On February 13, 2019, Alessandra Gianoncelli (TwinMic Beamline at Elettra Sincrotrone, Trieste, Italy) and Simona Raneri (University of Pisa, Department of Earth Sciences, Italy) performed the first user experiment on the PUMA line (Photons Used for Ancient Materials).

The PUMA beamline, which is optimised for the study of Ancient Materials, has opened its first experimental station. It is dedicated to 2D imaging with a micro-focused hard X-ray beam. The analytical techniques proposed are X-ray fluorescence spectroscopy (XRF), X-ray absorption Near-Edge structure (XANES) and X-ray powder diffraction (XRD). The PUMA line is operated by Sebastian Schoeder,Tulin Okbinoglu and Angélique Rouquié. The construction of the line was financed by the Île-de-France region and the Ministry of Research.

A. Gianoncelli and S. Raneri used XRF and XANES at the Iron K-edge and at 18 keV, with a 3 µm beam spot to study two sets of samples, obtained thanks to a collaboration with Prof. G.Barone and Prof. P. Mazzoleni from the University of Catania (Italy).

The first samples are black gloss wares coming from the Gela Museum in Sicily. Mapping of their chemical composition will provide new clues as to the manufacturing technique and origin of these objects produced in the 6th-5th century BC between Greece and the colonies in southern Italy.
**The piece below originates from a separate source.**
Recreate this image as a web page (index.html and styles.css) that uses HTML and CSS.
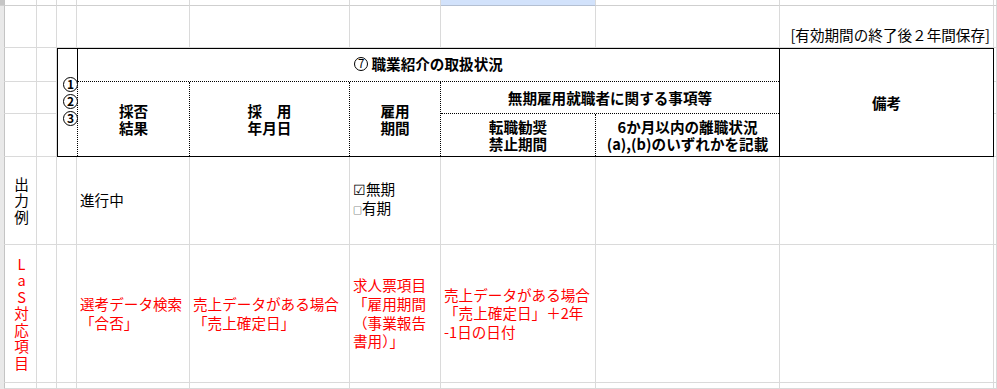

The second set of samples consists of polychrome terracottas from the same period, discovered in the Palatine and the Roman Forum and preserved in the Archaeological Park of the Colosseum in Rome. The data collected may allow scientists to attribute these artifacts to Etruscan, Greek or Sicilian Greek painters. Hypotheses concerning the possible circulation of goods, craftsmen and technological processes in central Italy may also emerge.